Calibre Mining - EV/Gold Production, Operating Cash Flow Relative to Peers

Calibre Mining - EV/Gold Production, Operating Cash Flow Relative to Peers (Company Filings, Author's Chart)

 

I would argue that the implied re-rating target is not realistic by any means, given that there's no reason that Calibre should trade in line with Tier-1 producers with higher margins like Karora (OTCQX:KRRGF) or Wesdome (OTCQX:WDOFF) given its current jurisdictional profile. In fact, even with ~35% of annual production from Pan and Gold Rock in 2025 and an improved jurisdictional profile, I don't see any reason it would trade at anywhere near these levels. Having said that, the stock could easily justify trading in line with Jaguar Mining (OTCQX:JAGGF) or Aris Gold at ~30% higher valuations, so there is upside from this valuation metric as well.

To summarize, from a valuation standpoint, I see Calibre Mining as very reasonably valued, and a valuation of 6x cash flow would not be unreasonable for the stock. This would translate to a fair value of ~US$1.50 for the stock (fully-diluted basis). Having said that, when it comes to small-cap producers, I generally prefer to bake in at least a 35% margin of safety, meaning that the stock would need to decline below US$0.97 to enter a low-risk buy zone. Let's take a look at the technical picture:

 

Fiore Gold

Fiore Gold (Fiore Gold Presentation)

 

Calibre Mining had an outstanding year, and FY2022 will be an even better year with the company adding a third operation to its arsenal.
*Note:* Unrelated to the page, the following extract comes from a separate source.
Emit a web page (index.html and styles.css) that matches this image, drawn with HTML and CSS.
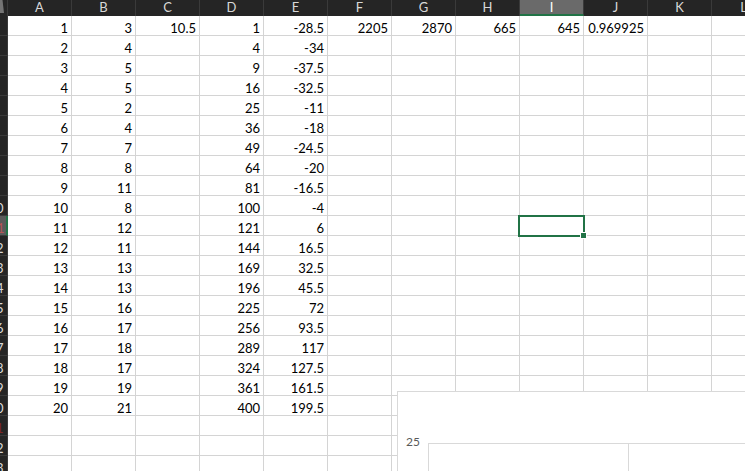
FILE: index.html
```html
<!DOCTYPE html>
<html>
<head>
<meta charset="utf-8">
<link rel="stylesheet" href="styles.css">
</head>
<body>
<div class="sheet">
  <div class="row hdr">
    <div class="corner"><svg width="7" height="16" viewBox="0 0 7 16"><polygon points="0,0 2.5,0 4,13 0,13" fill="#747474"/></svg></div>
    <div class="ch">A</div><div class="ch">B</div><div class="ch">C</div><div class="ch">D</div><div class="ch">E</div><div class="ch">F</div><div class="ch">G</div><div class="ch">H</div><div class="ch on">I</div><div class="ch">J</div><div class="ch">K</div><div class="ch">L</div>
  </div>
  <div class="row"><div class="rh"><span>1</span></div><div class="c">1</div><div class="c">3</div><div class="c">10.5</div><div class="c">1</div><div class="c">-28.5</div><div class="c">2205</div><div class="c">2870</div><div class="c">665</div><div class="c">645</div><div class="c">0.969925</div><div class="c"></div><div class="c"></div></div>
  <div class="row"><div class="rh"><span>2</span></div><div class="c">2</div><div class="c">4</div><div class="c"></div><div class="c">4</div><div class="c">-34</div><div class="c"></div><div class="c"></div><div class="c"></div><div class="c"></div><div class="c"></div><div class="c"></div><div class="c"></div></div>
  <div class="row"><div class="rh"><span>3</span></div><div class="c">3</div><div class="c">5</div><div class="c"></div><div class="c">9</div><div class="c">-37.5</div><div class="c"></div><div class="c"></div><div class="c"></div><div class="c"></div><div class="c"></div><div class="c"></div><div class="c"></div></div>
  <div class="row"><div class="rh"><span>4</span></div><div class="c">4</div><div class="c">5</div><div class="c"></div><div class="c">16</div><div class="c">-32.5</div><div class="c"></div><div class="c"></div><div class="c"></div><div class="c"></div><div class="c"></div><div class="c"></div><div class="c"></div></div>
  <div class="row"><div class="rh"><span>5</span></div><div class="c">5</div><div class="c">2</div><div class="c"></div><div class="c">25</div><div class="c">-11</div><div class="c"></div><div class="c"></div><div class="c"></div><div class="c"></div><div class="c"></div><div class="c"></div><div class="c"></div></div>
  <div class="row"><div class="rh"><span>6</span></div><div class="c">6</div><div class="c">4</div><div class="c"></div><div class="c">36</div><div class="c">-18</div><div class="c"></div><div class="c"></div><div class="c"></div><div class="c"></div><div class="c"></div><div class="c"></div><div class="c"></div></div>
  <div class="row"><div class="rh"><span>7</span></div><div class="c">7</div><div class="c">7</div><div class="c"></div><div class="c">49</div><div class="c">-24.5</div><div class="c"></div><div class="c"></div><div class="c"></div><div class="c"></div><div class="c"></div><div class="c"></div><div class="c"></div></div>
  <div class="row"><div class="rh"><span>8</span></div><div class="c">8</div><div class="c">8</div><div class="c"></div><div class="c">64</div><div class="c">-20</div><div class="c"></div><div class="c"></div><div class="c"></div><div class="c"></div><div class="c"></div><div class="c"></div><div class="c"></div></div>
  <div class="row"><div class="rh"><span>9</span></div><div class="c">9</div><div class="c">11</div><div class="c"></div><div class="c">81</div><div class="c">-16.5</div><div class="c"></div><div class="c"></div><div class="c"></div><div class="c"></div><div class="c"></div><div class="c"></div><div class="c"></div></div>
  <div class="row"><div class="rh"><span>10</span></div><div class="c">10</div><div class="c">8</div><div class="c"></div><div class="c">100</div><div class="c">-4</div><div class="c"></div><div class="c"></div><div class="c"></div><div class="c"></div><div class="c"></div><div class="c"></div><div class="c"></div></div>
  <div class="row"><div class="rh on"><span>11</span></div><div class="c">11</div><div class="c">12</div><div class="c"></div><div class="c">121</div><div class="c">6</div><div class="c"></div><div class="c"></div><div class="c"></div><div class="c active"><div class="sel"></div><div class="handle"></div></div><div class="c"></div><div class="c"></div><div class="c"></div></div>
  <div class="row"><div class="rh"><span>12</span></div><div class="c">12</div><div class="c">11</div><div class="c"></div><div class="c">144</div><div class="c">16.5</div><div class="c"></div><div class="c"></div><div class="c"></div><div class="c"></div><div class="c"></div><div class="c"></div><div class="c"></div></div>
  <div class="row"><div class="rh"><span>13</span></div><div class="c">13</div><div class="c">13</div><div class="c"></div><div class="c">169</div><div class="c">32.5</div><div class="c"></div><div class="c"></div><div class="c"></div><div class="c"></div><div class="c"></div><div class="c"></div><div class="c"></div></div>
  <div class="row"><div class="rh"><span>14</span></div><div class="c">14</div><div class="c">13</div><div class="c"></div><div class="c">196</div><div class="c">45.5</div><div class="c"></div><div class="c"></div><div class="c"></div><div class="c"></div><div class="c"></div><div class="c"></div><div class="c"></div></div>
  <div class="row"><div class="rh"><span>15</span></div><div class="c">15</div><div class="c">16</div><div class="c"></div><div class="c">225</div><div class="c">72</div><div class="c"></div><div class="c"></div><div class="c"></div><div class="c"></div><div class="c"></div><div class="c"></div><div class="c"></div></div>
  <div class="row"><div class="rh"><span>16</span></div><div class="c">16</div><div class="c">17</div><div class="c"></div><div class="c">256</div><div class="c">93.5</div><div class="c"></div><div class="c"></div><div class="c"></div><div class="c"></div><div class="c"></div><div class="c"></div><div class="c"></div></div>
  <div class="row"><div class="rh"><span>17</span></div><div class="c">17</div><div class="c">18</div><div class="c"></div><div class="c">289</div><div class="c">117</div><div class="c"></div><div class="c"></div><div class="c"></div><div class="c"></div><div class="c"></div><div class="c"></div><div class="c"></div></div>
  <div class="row"><div class="rh"><span>18</span></div><div class="c">18</div><div class="c">17</div><div class="c"></div><div class="c">324</div><div class="c">127.5</div><div class="c"></div><div class="c"></div><div class="c"></div><div class="c"></div><div class="c"></div><div class="c"></div><div class="c"></div></div>
  <div class="row"><div class="rh"><span>19</span></div><div class="c">19</div><div class="c">19</div><div class="c"></div><div class="c">361</div><div class="c">161.5</div><div class="c"></div><div class="c"></div><div class="c"></div><div class="c"></div><div class="c"></div><div class="c"></div><div class="c"></div></div>
  <div class="row"><div class="rh"><span>20</span></div><div class="c">20</div><div class="c">21</div><div class="c"></div><div class="c">400</div><div class="c">199.5</div><div class="c"></div><div class="c"></div><div class="c"></div><div class="c"></div><div class="c"></div><div class="c"></div><div class="c"></div></div>
  <div class="row"><div class="rh tint"><span>21</span></div><div class="c"></div><div class="c"></div><div class="c"></div><div class="c"></div><div class="c"></div><div class="c"></div><div class="c"></div><div class="c"></div><div class="c"></div><div class="c"></div><div class="c"></div><div class="c"></div></div>
  <div class="row"><div class="rh"><span>22</span></div><div class="c"></div><div class="c"></div><div class="c"></div><div class="c"></div><div class="c"></div><div class="c"></div><div class="c"></div><div class="c"></div><div class="c"></div><div class="c"></div><div class="c"></div><div class="c"></div></div>
  <div class="row"><div class="rh"><span>23</span></div><div class="c"></div><div class="c"></div><div class="c"></div><div class="c"></div><div class="c"></div><div class="c"></div><div class="c"></div><div class="c"></div><div class="c"></div><div class="c"></div><div class="c"></div><div class="c"></div></div>

  <div class="chart">
    <div class="chart-row">
      <div class="axis-label">25</div>
      <div class="plot"><div class="pc"></div><div class="pc"></div></div>
    </div>
  </div>
</div>
</body>
</html>
```
FILE: styles.css
```css
html, body {
  margin: 0;
  padding: 0;
  background: #ffffff;
  overflow: hidden;
}
body {
  font-family: Lato, "Liberation Sans", sans-serif;
  font-size: 13px;
  color: #000000;
}
.sheet {
  position: relative;
  width: 745px;
  height: 471px;
  overflow: hidden;
}
.row {
  display: grid;
  grid-template-columns: 8px repeat(12, 64px);
  height: 20px;
}
.hdr {
  height: 16px;
  background: #252525;
}
.corner {
  background: #252525;
  border-right: 1px solid #3a3a3a;
  box-sizing: border-box;
  height: 16px;
}
.corner svg {
  display: block;
}
.ch {
  height: 16px;
  box-sizing: border-box;
  border-right: 1px solid #3a3a3a;
  color: #d8d8d8;
  text-align: center;
  line-height: 14px;
}
.ch.on {
  background: #6a6a6a;
  color: #ffffff;
  border-bottom: 2px solid #217346;
}
.rh {
  background: #252525;
  border-right: 1px solid #3a3a3a;
  border-bottom: 1px solid #3a3a3a;
  box-sizing: border-box;
  height: 20px;
  overflow: hidden;
}
.rh span {
  display: block;
  width: 22px;
  margin-left: -15px;
  text-align: center;
  color: #d8d8d8;
  line-height: 24px;
  white-space: nowrap;
}
.rh.on {
  background: #5a5a5a;
  border-right: 2px solid #217346;
}
.rh.on span {
  color: #b45454;
  margin-left: -14px;
}
.rh.tint span {
  color: #7a2424;
}
.c {
  height: 20px;
  box-sizing: border-box;
  border-right: 1px solid #d4d4d4;
  border-bottom: 1px solid #d4d4d4;
  text-align: right;
  padding-right: 3px;
  line-height: 24px;
  white-space: nowrap;
}
.c.active {
  position: relative;
}
.sel {
  position: absolute;
  left: -2px;
  top: -1px;
  width: 67px;
  height: 22px;
  border: 2px solid #217346;
  box-sizing: border-box;
}
.handle {
  position: absolute;
  left: 61px;
  top: 17px;
  width: 5px;
  height: 5px;
  background: #217346;
  box-shadow: 0 0 0 1px #ffffff;
}
.chart {
  position: absolute;
  left: 397px;
  top: 391px;
  width: 380px;
  height: 100px;
  background: #ffffff;
  border: 1px solid #d9d9d9;
  box-sizing: border-box;
  padding-top: 51px;
}
.chart-row {
  display: flex;
  height: 60px;
}
.axis-label {
  flex: none;
  width: 30px;
  box-sizing: border-box;
  padding-left: 8px;
  margin-top: -7px;
  font-size: 12px;
  line-height: 12px;
  color: #595959;
}
.plot {
  display: flex;
  flex: 1;
  min-width: 0;
  border-top: 1px solid #d9d9d9;
  border-left: 1px solid #d9d9d9;
}
.pc {
  width: 199px;
  flex: none;
  border-right: 1px solid #d9d9d9;
}
```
Meanwhile, the company has further growth in the tank given its excess Libertad capacity and two development projects, which could push production above 330,000 ounces by FY2025. Assuming the company can deliver on this goal, there is the potential for an upside re-rating in the stock long-term. In summary, I see Calibre as a solid buy-the-dip candidate for those comfy with producers in less favorable jurisdictions (Nicaragua), and I would view pullbacks below US$0.96 as buying opportunities.